SET TASK:
Images are excluded; otherwise, output every record exactly.
## start MATERIAL PROVIDED
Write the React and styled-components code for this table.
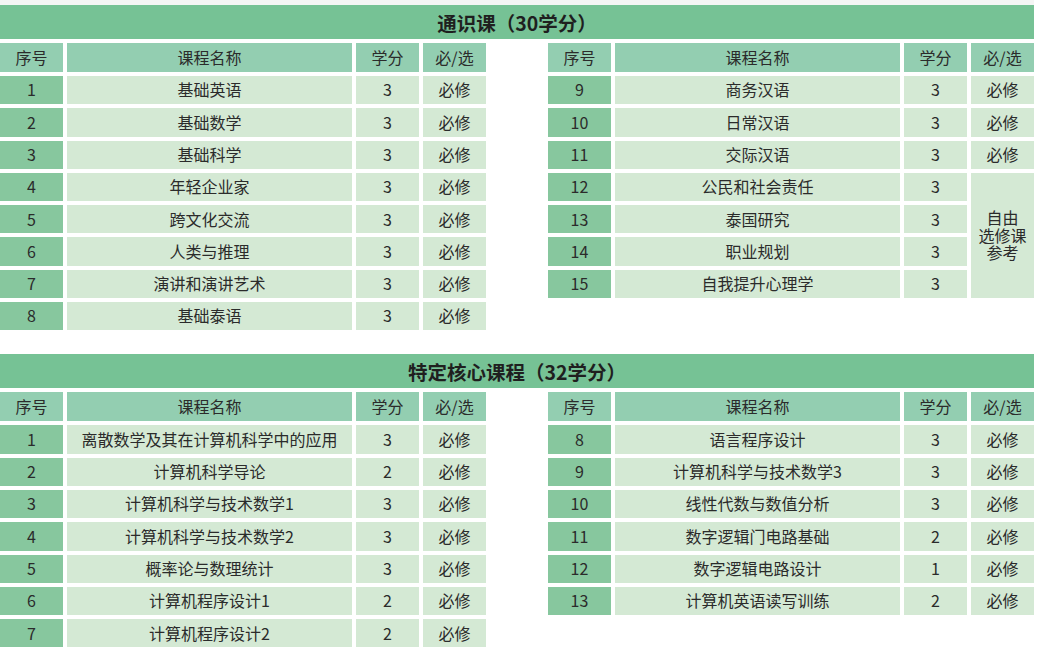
import React from "react";
import styled, { createGlobalStyle } from "styled-components";

const Global = createGlobalStyle`
  html, body { margin: 0; padding: 0; background: #ffffff; }
  body { font-family: "Noto Sans CJK SC", "Noto Sans", sans-serif; color: #2b2b2b; }
`;

const Page = styled.div`
  width: 1034px;
  border-top: 5px solid #f4f5f4;
  display: flex;
  flex-direction: column;
  gap: 24px;
`;

const Section = styled.section`
  display: flex;
  flex-direction: column;
  gap: 4px;
`;

const TitleBar = styled.div`
  height: 34px;
  background: #76c295;
  display: flex;
  align-items: center;
  justify-content: center;
  font-size: 19.5px;
  font-weight: 700;
  color: #1f1f1f;
`;

const Tables = styled.div`
  display: flex;
  gap: 62px;
  align-items: flex-start;
`;

const Table = styled.div`
  display: grid;
  grid-template-columns: 63px 285px 63px 63px;
  grid-template-rows: 29px;
  grid-auto-rows: 28.3px;
  column-gap: 4px;
  row-gap: 4px;
`;

const Cell = styled.div`
  display: flex;
  align-items: center;
  justify-content: center;
  text-align: center;
  font-size: 16px;
  line-height: 1.1;
  color: #2b2b2b;
  white-space: nowrap;
  background: ${(p) =>
    p.$kind === "head" ? "#93ceb1" : p.$kind === "seq" ? "#87c79e" : "#d4e9d4"};
  ${(p) => (p.$span ? `grid-row: span ${p.$span};` : "")}
`;

const heads = ["序号", "课程名称", "学分", "必/选"];

function CourseTable({ rows }) {
  return (
    <Table>
      {heads.map((h) => (
        <Cell key={h} $kind="head">{h}</Cell>
      ))}
      {rows.map((r) => (
        <React.Fragment key={r[0]}>
          <Cell $kind="seq">{r[0]}</Cell>
          <Cell>{r[1]}</Cell>
          <Cell>{r[2]}</Cell>
          {r[3] !== null && <Cell $span={r[4]}>{r[3]}</Cell>}
        </React.Fragment>
      ))}
    </Table>
  );
}

const general1 = [
  [1, "基础英语", 3, "必修"],
  [2, "基础数学", 3, "必修"],
  [3, "基础科学", 3, "必修"],
  [4, "年轻企业家", 3, "必修"],
  [5, "跨文化交流", 3, "必修"],
  [6, "人类与推理", 3, "必修"],
  [7, "演讲和演讲艺术", 3, "必修"],
  [8, "基础泰语", 3, "必修"],
];

const general2 = [
  [9, "商务汉语", 3, "必修"],
  [10, "日常汉语", 3, "必修"],
  [11, "交际汉语", 3, "必修"],
  [12, "公民和社会责任", 3, (<>自由<br />选修课<br />参考</>), 4],
  [13, "泰国研究", 3, null],
  [14, "职业规划", 3, null],
  [15, "自我提升心理学", 3, null],
];

const core1 = [
  [1, "离散数学及其在计算机科学中的应用", 3, "必修"],
  [2, "计算机科学导论", 2, "必修"],
  [3, "计算机科学与技术数学1", 3, "必修"],
  [4, "计算机科学与技术数学2", 3, "必修"],
  [5, "概率论与数理统计", 3, "必修"],
  [6, "计算机程序设计1", 2, "必修"],
  [7, "计算机程序设计2", 2, "必修"],
];

const core2 = [
  [8, "语言程序设计", 3, "必修"],
  [9, "计算机科学与技术数学3", 3, "必修"],
  [10, "线性代数与数值分析", 3, "必修"],
  [11, "数字逻辑门电路基础", 2, "必修"],
  [12, "数字逻辑电路设计", 1, "必修"],
  [13, "计算机英语读写训练", 2, "必修"],
];

export default function App() {
  return (
    <>
      <Global />
      <Page>
        <Section>
          <TitleBar>通识课（30学分）</TitleBar>
          <Tables>
            <CourseTable rows={general1} />
            <CourseTable rows={general2} />
          </Tables>
        </Section>
        <Section>
          <TitleBar>特定核心课程（32学分）</TitleBar>
          <Tables>
            <CourseTable rows={core1} />
            <CourseTable rows={core2} />
          </Tables>
        </Section>
      </Page>
    </>
  );
}
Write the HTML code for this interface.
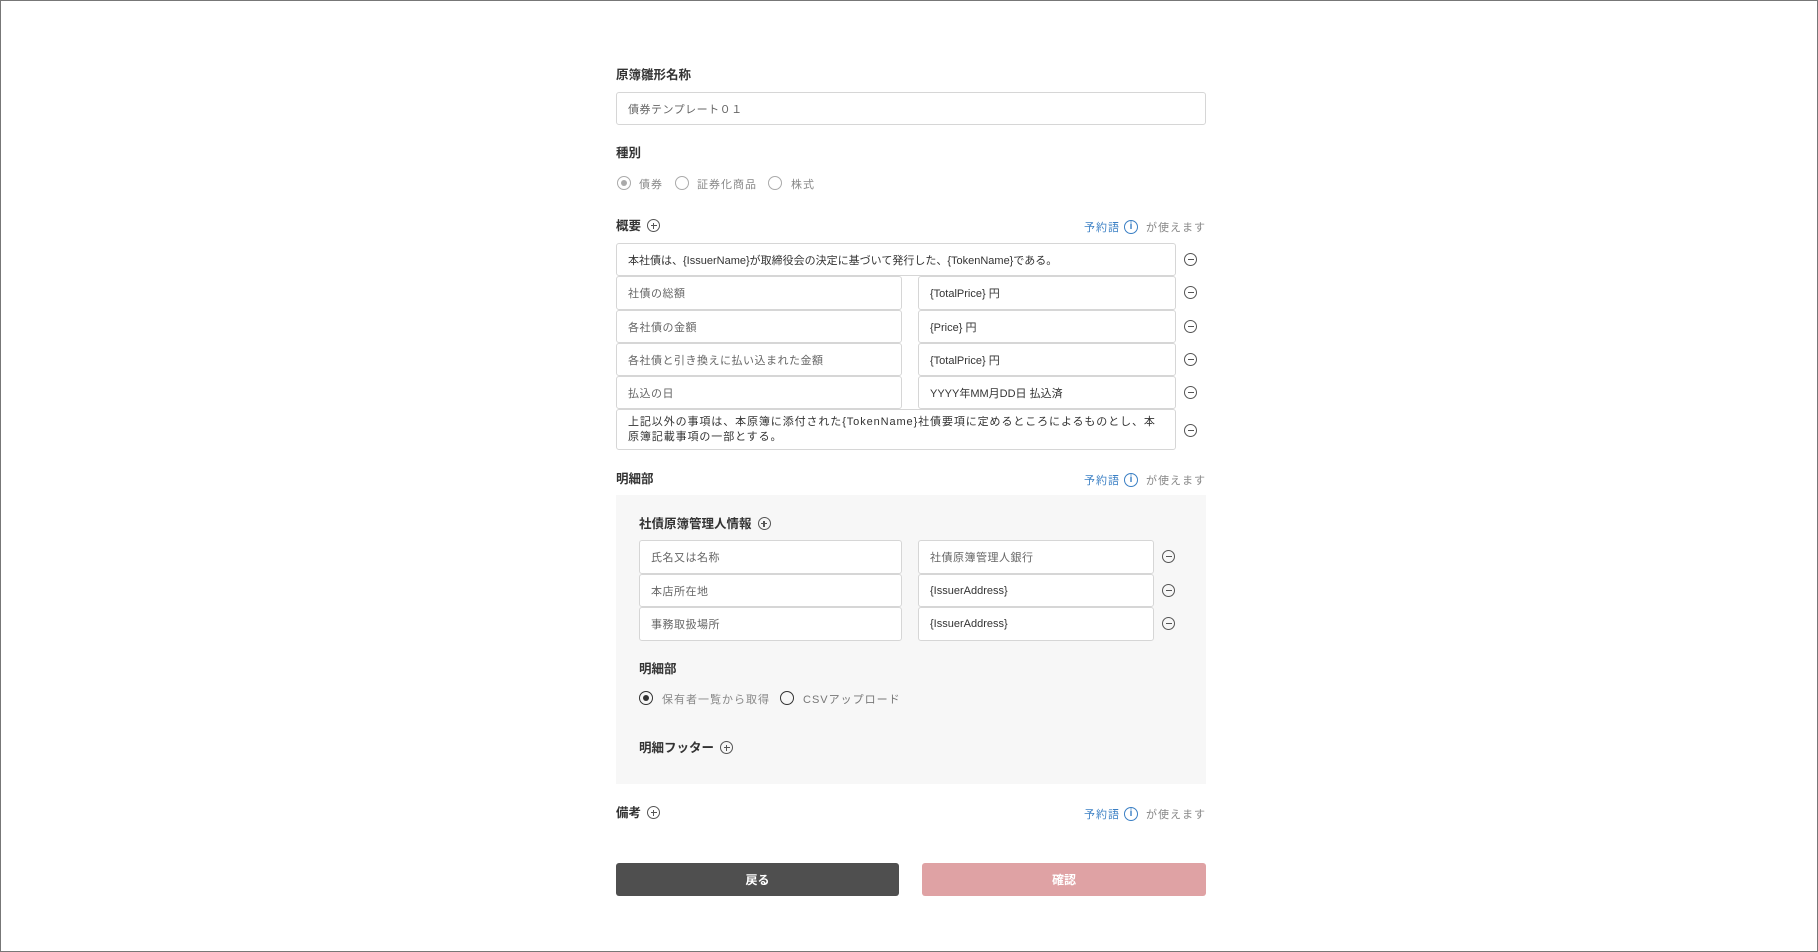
## end MATERIAL PROVIDED
RESULT:
Write the React and styled-components code for this table.
import React from "react";
import styled, { createGlobalStyle } from "styled-components";

const Global = createGlobalStyle`
  html, body { margin: 0; padding: 0; background: #ffffff; }
  body { font-family: "Noto Sans CJK SC", "Noto Sans", sans-serif; color: #2b2b2b; }
`;

const Page = styled.div`
  width: 1034px;
  border-top: 5px solid #f4f5f4;
  display: flex;
  flex-direction: column;
  gap: 24px;
`;

const Section = styled.section`
  display: flex;
  flex-direction: column;
  gap: 4px;
`;

const TitleBar = styled.div`
  height: 34px;
  background: #76c295;
  display: flex;
  align-items: center;
  justify-content: center;
  font-size: 19.5px;
  font-weight: 700;
  color: #1f1f1f;
`;

const Tables = styled.div`
  display: flex;
  gap: 62px;
  align-items: flex-start;
`;

const Table = styled.div`
  display: grid;
  grid-template-columns: 63px 285px 63px 63px;
  grid-template-rows: 29px;
  grid-auto-rows: 28.3px;
  column-gap: 4px;
  row-gap: 4px;
`;

const Cell = styled.div`
  display: flex;
  align-items: center;
  justify-content: center;
  text-align: center;
  font-size: 16px;
  line-height: 1.1;
  color: #2b2b2b;
  white-space: nowrap;
  background: ${(p) =>
    p.$kind === "head" ? "#93ceb1" : p.$kind === "seq" ? "#87c79e" : "#d4e9d4"};
  ${(p) => (p.$span ? `grid-row: span ${p.$span};` : "")}
`;

const heads = ["序号", "课程名称", "学分", "必/选"];

function CourseTable({ rows }) {
  return (
    <Table>
      {heads.map((h) => (
        <Cell key={h} $kind="head">{h}</Cell>
      ))}
      {rows.map((r) => (
        <React.Fragment key={r[0]}>
          <Cell $kind="seq">{r[0]}</Cell>
          <Cell>{r[1]}</Cell>
          <Cell>{r[2]}</Cell>
          {r[3] !== null && <Cell $span={r[4]}>{r[3]}</Cell>}
        </React.Fragment>
      ))}
    </Table>
  );
}

const general1 = [
  [1, "基础英语", 3, "必修"],
  [2, "基础数学", 3, "必修"],
  [3, "基础科学", 3, "必修"],
  [4, "年轻企业家", 3, "必修"],
  [5, "跨文化交流", 3, "必修"],
  [6, "人类与推理", 3, "必修"],
  [7, "演讲和演讲艺术", 3, "必修"],
  [8, "基础泰语", 3, "必修"],
];

const general2 = [
  [9, "商务汉语", 3, "必修"],
  [10, "日常汉语", 3, "必修"],
  [11, "交际汉语", 3, "必修"],
  [12, "公民和社会责任", 3, (<>自由<br />选修课<br />参考</>), 4],
  [13, "泰国研究", 3, null],
  [14, "职业规划", 3, null],
  [15, "自我提升心理学", 3, null],
];

const core1 = [
  [1, "离散数学及其在计算机科学中的应用", 3, "必修"],
  [2, "计算机科学导论", 2, "必修"],
  [3, "计算机科学与技术数学1", 3, "必修"],
  [4, "计算机科学与技术数学2", 3, "必修"],
  [5, "概率论与数理统计", 3, "必修"],
  [6, "计算机程序设计1", 2, "必修"],
  [7, "计算机程序设计2", 2, "必修"],
];

const core2 = [
  [8, "语言程序设计", 3, "必修"],
  [9, "计算机科学与技术数学3", 3, "必修"],
  [10, "线性代数与数值分析", 3, "必修"],
  [11, "数字逻辑门电路基础", 2, "必修"],
  [12, "数字逻辑电路设计", 1, "必修"],
  [13, "计算机英语读写训练", 2, "必修"],
];

export default function App() {
  return (
    <>
      <Global />
      <Page>
        <Section>
          <TitleBar>通识课（30学分）</TitleBar>
          <Tables>
            <CourseTable rows={general1} />
            <CourseTable rows={general2} />
          </Tables>
        </Section>
        <Section>
          <TitleBar>特定核心课程（32学分）</TitleBar>
          <Tables>
            <CourseTable rows={core1} />
            <CourseTable rows={core2} />
          </Tables>
        </Section>
      </Page>
    </>
  );
}
Write the HTML code for this interface.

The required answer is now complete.